The nationalised German energy importer Uniper has pledged to become profitable again even as it announced a net loss of €19bn last year after Vladimir Putin cut Europe’s supplies of Russian gas.
The company, which is 99 per cent owned by the German government after an emergency bailout last year, was once Europe’s largest importer of natural gas from Gazprom.
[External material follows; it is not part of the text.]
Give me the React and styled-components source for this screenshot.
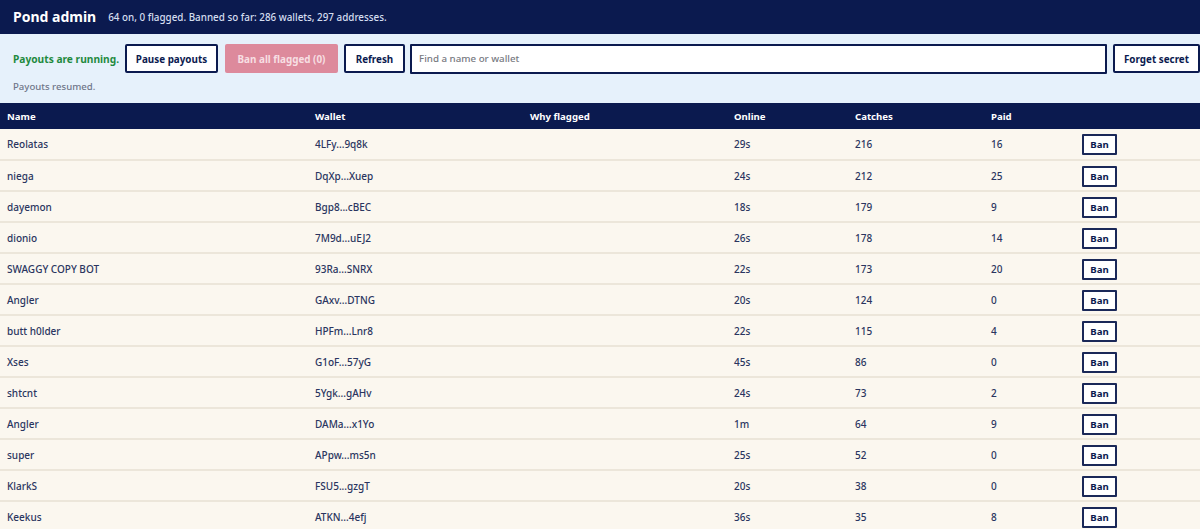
import React from "react";
import styled, { createGlobalStyle } from "styled-components";

const Global = createGlobalStyle`
  html, body { margin: 0; padding: 0; background: #fbf7ef; overflow: hidden; }
  body { font-family: "Noto Sans", "Open Sans", sans-serif; color: #0b1a4f; }
`;
const Page = styled.div`width: 1200px; height: 529px; overflow: hidden;`;
const Header = styled.header`
  height: 34px; background: #0b1a4f; color: #fff; display: flex; align-items: center;
  padding: 0 13px; gap: 12px; box-sizing: border-box;
`;
const Title = styled.h1`margin: 0; font-size: 14px; font-weight: 700; line-height: 1;`;
const Summary = styled.span`font-size: 9.85px; font-weight: 500; color: #d5def0;`;
const Toolbar = styled.section`
  height: 69px; background: #e6f1fb; box-sizing: border-box; padding: 9px 0 0 13px;
  display: flex; flex-direction: column; gap: 6px;
`;
const Controls = styled.div`display: flex; align-items: center; height: 31px; width: 1187px;`;
const Status = styled.strong`font-size: 10.2px; font-weight: 700; color: #1f8a3f; width: 113px; flex: none; white-space: nowrap;`;
const Button = styled.button`
  height: 29px; box-sizing: border-box; width: ${p => p.$w}px; margin-right: ${p => p.$mr}px;
  margin-left: ${p => p.$ml || 0}px;
  flex: none; padding: 0; background: ${p => p.$muted ? "#dd8a9c" : "#fff"};
  border: ${p => p.$muted ? "0" : "2px solid #0b1a4f"}; border-radius: 2px;
  color: ${p => p.$muted ? "#f7dfe3" : "#0b1a4f"};
  font: 700 9.85px "Noto Sans", sans-serif;
`;
const Search = styled.input`
  width: 697px; height: 30px; box-sizing: border-box; flex: none; margin-right: 6px; padding: 0 7px;
  border: 2px solid #0b1a4f; border-radius: 1px; background: #fff;
  font: 500 9.75px "Noto Sans", sans-serif; color: #0b1a4f;
  &::placeholder { color: #77797f; opacity: 1; }
`;
const Notice = styled.p`margin: 0; font-size: 9.6px; font-weight: 500; color: #6f7689;`;
const Table = styled.table`width: 1200px; border-collapse: collapse; table-layout: fixed;`;
const Th = styled.th`
  height: 26px; background: #0b1a4f; color: #fff; text-align: left; padding: 1px 0 0 7px;
  font-size: 9.6px; font-weight: 700; box-sizing: border-box;
`;
const Tr = styled.tr`background: #fbf7ef;`;
const Td = styled.td`
  height: 31px; padding: 0 0 0 7px; box-sizing: border-box; border-bottom: 2px solid #ece6da;
  font-size: 10px; font-weight: 500; color: #2a3560; white-space: nowrap;
`;
const Ban = styled.button`
  display: block; width: 35px; height: 21px; padding: 0; margin: 1px 0 0; box-sizing: border-box;
  background: #fff; border: 2px solid #1a2858; border-radius: 1px; color: #0b1a4f;
  font: 700 9.6px "Noto Sans", sans-serif;
`;

const widths = [308, 215, 204, 121, 136, 91, 125];
const heads = ["Name", "Wallet", "Why flagged", "Online", "Catches", "Paid", ""];
const rows = [
  ["Reolatas", "4LFy...9q8k", "29s", 216, 16],
  ["niega", "DqXp...Xuep", "24s", 212, 25],
  ["dayemon", "Bgp8...cBEC", "18s", 179, 9],
  ["dionio", "7M9d...uEJ2", "26s", 178, 14],
  ["SWAGGY COPY BOT", "93Ra...SNRX", "22s", 173, 20],
  ["Angler", "GAxv...DTNG", "20s", 124, 0],
  ["butt h0lder", "HPFm...Lnr8", "22s", 115, 4],
  ["Xses", "G1oF...57yG", "45s", 86, 0],
  ["shtcnt", "5Ygk...gAHv", "24s", 73, 2],
  ["Angler", "DAMa...x1Yo", "1m", 64, 9],
  ["super", "APpw...ms5n", "25s", 52, 0],
  ["KlarkS", "FSU5...gzgT", "20s", 38, 0],
  ["Keekus", "ATKN...4efj", "36s", 35, 8],
];

export default function App() {
  return (
    <Page>
      <Global />
      <Header>
        <Title>Pond admin</Title>
        <Summary>64 on, 0 flagged. Banned so far: 286 wallets, 297 addresses.</Summary>
      </Header>
      <Toolbar>
        <Controls>
          <Status>Payouts are running.</Status>
          <Button $w={93} $mr={6} $ml={-1}>Pause payouts</Button>
          <Button $w={113} $mr={6} $ml={1} $muted>Ban all flagged (0)</Button>
          <Button $w={61} $mr={5}>Refresh</Button>
          <Search placeholder="Find a name or wallet" />
          <Button $w={87} $mr={0}>Forget secret</Button>
        </Controls>
        <Notice>Payouts resumed.</Notice>
      </Toolbar>
      <Table>
        <colgroup>{widths.map((w, i) => <col key={i} width={w} />)}</colgroup>
        <thead><tr>{heads.map((h, i) => <Th key={i}>{h}</Th>)}</tr></thead>
        <tbody>
          {rows.map((r, i) => (
            <Tr key={i}>
              <Td>{r[0]}</Td><Td>{r[1]}</Td><Td />
              <Td>{r[2]}</Td><Td>{r[3]}</Td><Td>{r[4]}</Td>
              <Td><Ban>Ban</Ban></Td>
            </Tr>
          ))}
        </tbody>
      </Table>
    </Page>
  );
}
But it began racking up huge losses after Moscow reduced supplies to Germany through the Nord Stream 1 pipeline, prompting fears that it could collapse.
Klaus-Dieter Maubach, the chief executive, said that Uniper was “at its core a strong company that has successfully got through the most difficult year in its history”.
Maubach, who has announced that he will leave the company, said that the task of his successors would be “to continue to develop Uniper and make it profitable again”.
He offered no detail of how the company planned to do that after the war in Ukraine upended its business model.
But Uniper said that the issue of replacing Russian gas would be overcome by the end of 2024 at the latest, and promised to phase out financial support from the German state.
Although the €19.1bn net loss is about half the €40bn loss the company had initially predicted thanks to lower than expected costs for replacing Russian gas, the figure is still vast — and underlines the challenges facing a company whose bailout by German taxpayers is set to cost as much as €51bn.
Under strict conditions set out by the EU when it approved last year’s government bailout, the company agreed to divest a string of assets, committed not to expand its market position in sales and to grant competitors access to its transport and storage capacities.